Graduate students use electives to earn two degrees in two years.


Maria Andrea Castro

In the past few months, Maria Andrea Castro (MSF/IMBA ’05), has completed two degrees in the College of Business Administration and landed a new job. Along with several other students, she took advantage of the joint degree offerings in the Chapman Graduate School of Business, earning a Master of Science in Finance (MSF) and an International Master of Business Administration (IMBA) in a mere two years.

“At the end of the IMBA, we had the opportunity to choose electives,” said Castro, who now is working for a start-up hedge fund that’s a new venture of GP Asset Management, LLC, a Miami-based company that advises high net worth families in Miami and Latin America. “When I started choosing, I was selecting courses in finance. I realized with one more elective I could get a banking certificate and with just six more courses I could get two degrees in two years.”

Castro had earned her undergraduate degree from Universidad de los Andes, Bogotá, had studied at Indiana University of Pennsylvania as part of a study abroad, and had worked in Colombia for BP, as well as for a publishing company in Miami that targeted the Hispanic market. When she decided to go to graduate school, she said chose Florida International University over University of Miami for a number of reasons.

“I felt it had better programs, I wanted to go full-time, I knew I could complete the IMBA very quickly, and I liked the international focus,” she said. “The joint degree was great because the staff coordinated everything and the two programs really complemented each other, with a number of synergies between them.”

Having pursued the joint degree option helped pave the way for securing her job and for her long-term success, she said.

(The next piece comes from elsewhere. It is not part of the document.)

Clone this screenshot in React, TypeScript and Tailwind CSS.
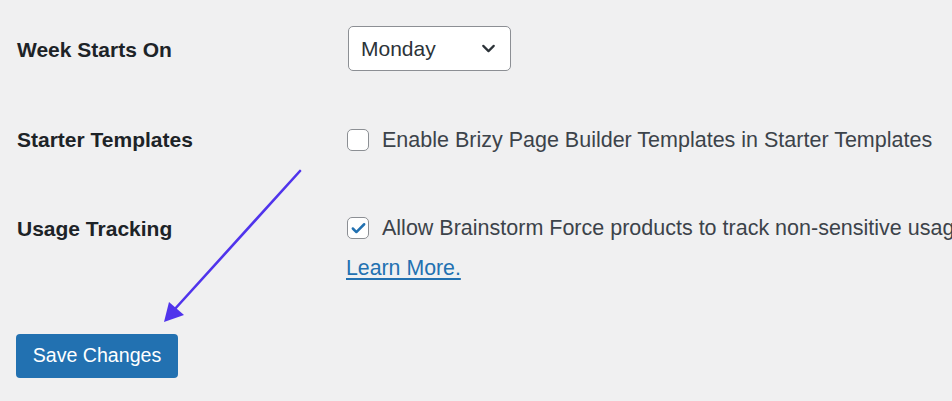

“The MSF is the degree that definitely helped me get the job,” she said, “but having two degrees prepares me very well for doing the job. Finance alone is lots of numbers but with an MBA, I can connect those numbers with the real world and the IMBA in particular gives me the international dimension.”


Camilo Paredes

With a job well in hand Camilo Paredes had different aims, aims that a joint degree in MS-MIS (Master of Science in Management Information Systems) and an MBA from the Evening MBA program (EVEMBA) is meeting. He will graduate in April, 2006.

“I chose to get a graduate degree for professional development and self-improvement,” said Paredes, who currently is a senior manager in the Enterprise Solutions Group at Taxware in Miami. He also holds a Diploma in Finance from Instituto Tecnológico de Monterrey, Mexico, and a degree as a systems engineer from Universidad Autónoma de Colombia, Colombia.

Like Castro, he found out about the joint degree option when he was about to start taking electives in his EVEMBA degree work.

“I will graduate in the spring instead of the fall, which is not much of a delay. By handling my electives carefully, I will have the benefit of graduating with two degrees,” he said.

Paredes found it easy to press on for the second degree.

“Once you start studying, you are in the frame of mind to be a student and you have the focus to just continue on for a little longer,” he said. “I recommend completing the joint degree.”

“Eight students, including Paredes, currently are taking advantage of these options and four more, including Castro, who have done so graduated this past summer,” said Ellie Browner, the Chapman School’s director of admissions.

In addition to the MSF/IMBA and the MS-MIS/EVEMBA, students can pair the Master of Science in Finance with the Evening MBA (MSF/EVEMBA) or the Master of Science in Finance with the Executive MBA (MSF/EMBA).

“The School also offers a joint MBA and Master of Arts in Latin American and Caribbean Studies (LAC/MBA), as well as an MBA and Juris Doctor (MBA/JD),” Browner said.